We hope you enjoyed our weeklong interview series with the Duggar family! Yesterday, they discussed how they stay organized -- and how they let stuff slide. Today, we'll learn their money-saving secrets!
5) "Buy Used, Save the Difference"
"We have a lot of family recipes that save us money, like tater tot casserole and ice cream cake and that kind of stuff. But we also have recipes for homemade laundry soap and homemade wet wipes." --Jim Bob
How do you save money?
Jim Bob Duggar: Back about 18 years ago, we went through Jim Sammon's Financial Freedom Seminar. We advise any family --
Michelle Duggar: -- or young person --
JD: -- to buy this DVD set. It has 20 sessions you go through and it encourages how to get out of debt. It taught us all kinds of things about finances and saving money. From there, once we got out of debt, we were able to save up for seven years and we paid cash for a house. It took us about a year to fix it up and make it livable. From there, we started investing in commercial real estate. As far as money saving tips, we would recommend buying used.
MD: Buy used, save the difference. That's our family motto.
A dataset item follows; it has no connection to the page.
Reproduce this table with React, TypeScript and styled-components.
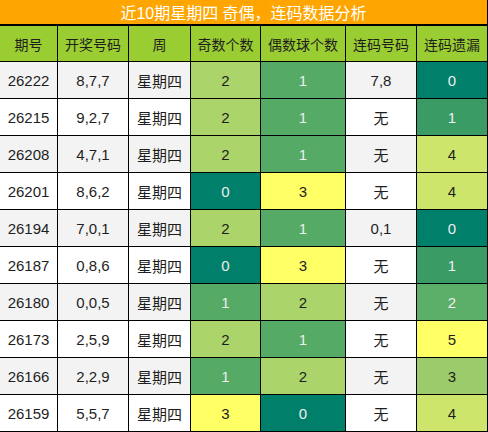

JD: We've never bought a new vehicle. We've always bought used vehicles. We buy them at an auction, wholesale. We can drive them for several years and turn around and get our money back out of them.
MD: We'll get a vehicle that still has a lot of life in it.
JD: We bought our 21-passenger bus on a sealed bid for $2100. They're usually, like, $50,000 if you want to buy a new one.
MD: We get our clothes at thrift shops. You can find really nice name-brand stuff. Our girls love it. They will find tons of stuff.
JD: We have a lot of family recipes that save us money, like tater tot casserole and ice cream cake and that kind of stuff. But we also have recipes for homemade laundry soap and homemade wet wipes. We've saved a lot of money that way.
MD: It costs $2 to make 10 gallons of laundry detergent that will last us 2 months. We spend $1 a month on laundry detergent.
JD: We used to pay, like, $12 for a jug of it.
MD: You can cut corners when you realize that you have a certain amount to work with. The trap when you're in debt and you're using credit a lot, is that you think they sky's the limit. You're in that mind set. But then the payments begin to fall on you, so there really isn't that freedom. That's why they named that seminar "financial freedom" because it really is a freedom when you're not borrowing.
JD: Romans 13:8 says, "Own nothing but love." There are times we've had hospital bills and stuff like that or unexpected expenses that we've had to pay off for a little while.
MD: But our goal is to not go into debt. But then you live within a certain budget and you're much more creative about how you're spending it. You look for a bargain and you learn, "This really wasn't so important" when you look at the price tag. Or you find it used in a thrift shop or a pawn shop.
Do you have a budget for every day things like grocery shopping?
JD: I usually give Michelle a limit so that she can kind of estimate -- each cart costs so much money. A lot of times she can go shopping and get a month's worth of groceries in bulk. Usually someone is running into town every day, five days a week, to get milk or bread or eggs or something like that.
MD: We can't keep fresh fruit. We go through it so quick.
JD: We keep a list on the refrigerator of things to buy and which store to get it from.
MD: Typically, we purchase the things we need for our meals, except for like the sour cream or stuff we have already bought. You can save a lot by buying family packs.
I read that once, your hospital bill didn't exactly add up so you asked for it to be itemized -- and realized you had been charged for 86 bars of soap! Do you pay extra close attention to what you're being charged for?
MD: Yeah, definitely. For hospital bills, phone bills, anything -- ask for everything to be itemized. Especially cell phone bills, they always add extra expenses. They automatically put stuff on. We call them and get them to take it off. You have to keep an eye on every one of those.